# GIVEN INSTRUCTION:
Where a line holds the word "components", copy that line.

[start of PROVIDED DATA]

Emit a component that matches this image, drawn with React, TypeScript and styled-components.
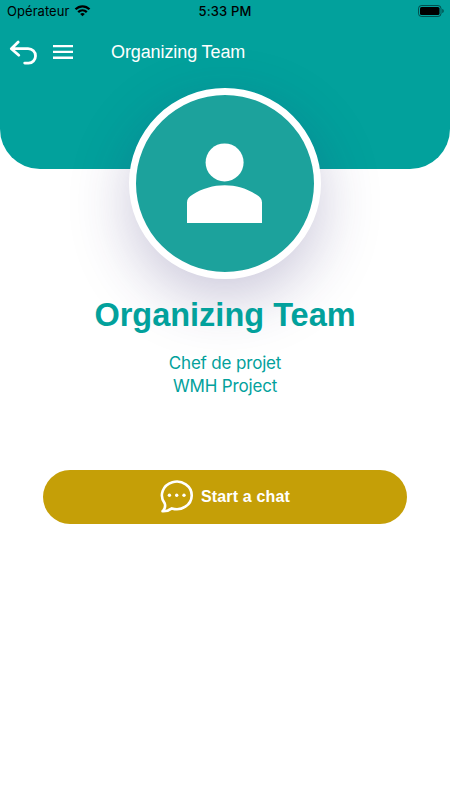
import React from "react";
import styled, { createGlobalStyle } from "styled-components";

const GlobalStyle = createGlobalStyle`
  * { box-sizing: border-box; }
  body { margin: 0; background: #fff; }
`;

const Screen = styled.main`
  display: flex;
  flex-direction: column;
  align-items: center;
  width: 450px;
  height: 800px;
  overflow: hidden;
  background: #fff;
  font-family: "Liberation Sans", Arial, sans-serif;
`;

const Header = styled.header`
  width: 100%;
  height: 169.4px;
  flex: none;
  border-radius: 0 0 40px 40px;
  background: #02a19c;
`;

const StatusBar = styled.div`
  display: grid;
  grid-template-columns: 1fr auto 1fr;
  align-items: center;
  height: 22px;
  padding: 0 6px 0 7px;
  color: #000;
  font-family: Inter, sans-serif;
  font-size: 13px;
  line-height: 22px;
`;

const Carrier = styled.div`
  display: flex;
  align-items: center;
  gap: 4.5px;
  letter-spacing: 0.05px;
`;

const Clock = styled.div`
  margin-left: -1px;
  font-weight: 500;
  letter-spacing: 0.15px;
`;

const BatteryIcon = styled.svg`
  justify-self: end;
`;

const NavBar = styled.nav`
  display: flex;
  align-items: center;
  height: 60px;
  padding-left: 9px;
`;

const IconButton = styled.button<{ $gap: number }>`
  display: flex;
  margin: 0 ${(p) => p.$gap}px 0 0;
  padding: 0;
  border: 0;
  background: none;
  color: #fff;
`;

const NavTitle = styled.span`
  color: #fff;
  font-size: 18px;
  line-height: 24px;
  letter-spacing: -0.1px;
  white-space: nowrap;
`;

const Avatar = styled.div`
  position: relative;
  flex: none;
  width: 192px;
  height: 191px;
  margin-top: -81.4px;
  border: 7px solid #fff;
  border-radius: 50%;
  background: #1ca29c;
  box-shadow: 0 20px 60px rgba(51, 38, 112, 0.26);
`;

const Name = styled.h1`
  position: relative;
  margin: 16px 0 0;
  color: #02a19c;
  font-size: 32.5px;
  line-height: 40px;
  white-space: nowrap;
`;

const Role = styled.p`
  margin: 17px 0 0;
  color: #02a19c;
  font-family: Inter, sans-serif;
  font-size: 17px;
  font-weight: 400;
  line-height: 23px;
  letter-spacing: -0.17px;
  text-align: center;
`;

const ChatButton = styled.button`
  display: flex;
  align-items: center;
  justify-content: center;
  gap: 7px;
  width: 363.5px;
  height: 54px;
  margin-top: 72px;
  padding: 0;
  border: 0;
  border-radius: 27px;
  background: #c59f07;
  color: #fff;
  font-family: inherit;
  font-size: 16px;
  font-weight: 700;
  letter-spacing: 0.15px;
`;

export default function App() {
  return (
    <Screen>
      <GlobalStyle />
      <Header>
        <StatusBar>
          <Carrier>
            Opérateur
            <svg width="17" height="12" viewBox="0 0 16 12" fill="none" stroke="#000" strokeWidth="2.3">
              <path d="M1 4.3C5 .3 11 .3 15 4.3M3.7 7.1c2.5-2.4 6.1-2.4 8.6 0" />
              <path d="M8 11.3 5.7 9c1.3-1.2 3.3-1.2 4.6 0z" fill="#000" stroke="none" />
            </svg>
          </Carrier>
          <Clock>5:33 PM</Clock>
          <BatteryIcon width="26" height="12" viewBox="0 0 26 12">
            <rect x=".5" y=".5" width="22.5" height="11" rx="3" fill="none" stroke="#000" strokeOpacity=".5" />
            <rect x="2" y="2" width="19.5" height="8" rx="1.6" />
            <path d="M24.4 4v4c1.7-.7 1.7-3.3 0-4z" opacity=".6" />
          </BatteryIcon>
        </StatusBar>
        <NavBar>
          <IconButton aria-label="Back" $gap={16}>
            <svg width="28" height="26" viewBox="0 0 28 26" fill="none" stroke="currentColor" strokeWidth="2.8" strokeLinecap="round" strokeLinejoin="round">
              <path d="M9.2 3.1 2.3 9.7l7.5 6.5M2.6 9.7h16.4c4.4 0 7.5 3.2 7.5 7.2s-3 7.2-7 7.2h-3.8" />
            </svg>
          </IconButton>
          <IconButton aria-label="Menu" $gap={38}>
            <svg width="20" height="14" viewBox="0 0 20 14" fill="currentColor">
              <path d="M0 0h20v2.3H0zM0 5.8h20v2.3H0zM0 11.6h20v2.3H0z" />
            </svg>
          </IconButton>
          <NavTitle>Organizing Team</NavTitle>
        </NavBar>
      </Header>
      <Avatar>
        <svg width="177" height="177" viewBox="0 0 177 177" fill="#fff">
          <circle cx="88.6" cy="67.4" r="19" />
          <path d="M51 128v-20.5c0-3.4 2.2-5.8 5.4-7.7 19.5-12.7 45.2-12.7 64.2 0 3.2 1.9 5.4 4.3 5.4 7.7V128z" />
        </svg>
      </Avatar>
      <Name>Organizing Team</Name>
      <Role>
        Chef de projet
        <br />
        WMH Project
      </Role>
      <ChatButton>
        <svg width="34" height="34" viewBox="0 0 34 34" fill="none" stroke="currentColor" strokeWidth="2.6" strokeLinejoin="round">
          <path d="M4.7 23.4A14.9 13.8 0 1 1 11.9 28.4c-2.6 2-5.8 3.1-9.4 2.9C4.9 29 5.7 26.4 4.7 23.4z" />
          <g fill="currentColor" stroke="none">
            <circle cx="9.4" cy="15.3" r="1.7" />
            <circle cx="16.7" cy="15.3" r="1.7" />
            <circle cx="24" cy="15.3" r="1.7" />
          </g>
        </svg>
        Start a chat
      </ChatButton>
    </Screen>
  );
}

[end of PROVIDED DATA]

# CORRECT OUTPUT:
Emit a component that matches this image, drawn with React, TypeScript and styled-components.
import styled, { createGlobalStyle } from "styled-components";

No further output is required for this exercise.